Nivedita S Bhansali, a Delhi-based home baker and owner of Cocoa Cult,a startup venture, also acknowledges the need for healthy bakery products. Bhansali does a variety of real fruit muffins, gingerbread muffins, pumpkin and pomegranate muffins, squash muffins, cinnamon raisin cake, flax seeds and apple muffins.
And for the chocoholic, she also bakes healthy chocolate chip whole wheat muffins. Banana walnut bread, honey-oat muffin, and poppy seed and herb buns are some other products offered by her startup.
"Instead of using artificial sweeteners, I prefer natural ones like honey. I avoid using sugar-free, unless and until the customer especially orders for one. I implement simple methods to make my bakes healthier, like substituting refined flour with oats and bran," says Bhansali.
Bhansali also does oat and whole wheat pancakes. "I start it on a pan and finish it up in a oven," says the baker. She claims that her pumpkin and pomegranate muffins are a good source of energy, while her squash muffins are good for diabetes.
Although, some bakers say they feel the demand for healthy bakes are less but nonetheless, they stock it to cater to all demands. "I do only a handful low-cal bakes since the demand is too
less. But I do it on customer?s request, using honey as a sweetener," says Bayiravi Mani, owner of Bee the Baker.
The Gurgaon-based home baker does whole wheat banana cake with honey as the sweetener and whole wheat almond chocolate biscotti, with no butter or oil in it.
Nadia Suryakanth, owner of the Cup-n-Cake another bakery based in Gurgaon says that since demand for sugar-free cakes in her bakery is only 5 per cent, she chooses to do it only on request.
"I'm still working on sugarless bakes; as of now we do apple and carrot cupcakes.
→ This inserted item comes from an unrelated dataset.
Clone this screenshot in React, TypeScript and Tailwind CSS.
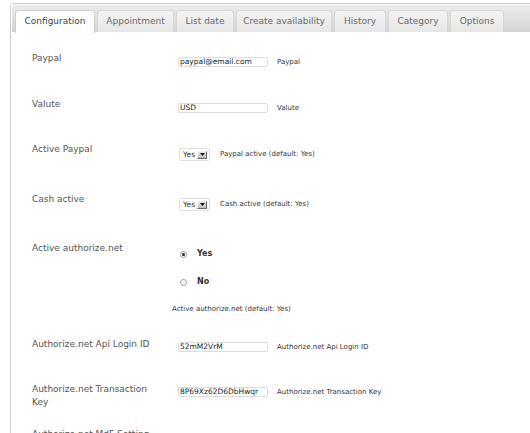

I've had sugar free desserts and I personally don't like it much. A diabetic or a person with a sweet tooth will anyway be drawn to the sweet cakes."
"It's basically the family members of the diabetic who orders such cakes for him or her. When such orders come, I do it using brown sugar. But again, in India we do not use pure brown sugar. So I'm still working on it," says Suryakanth.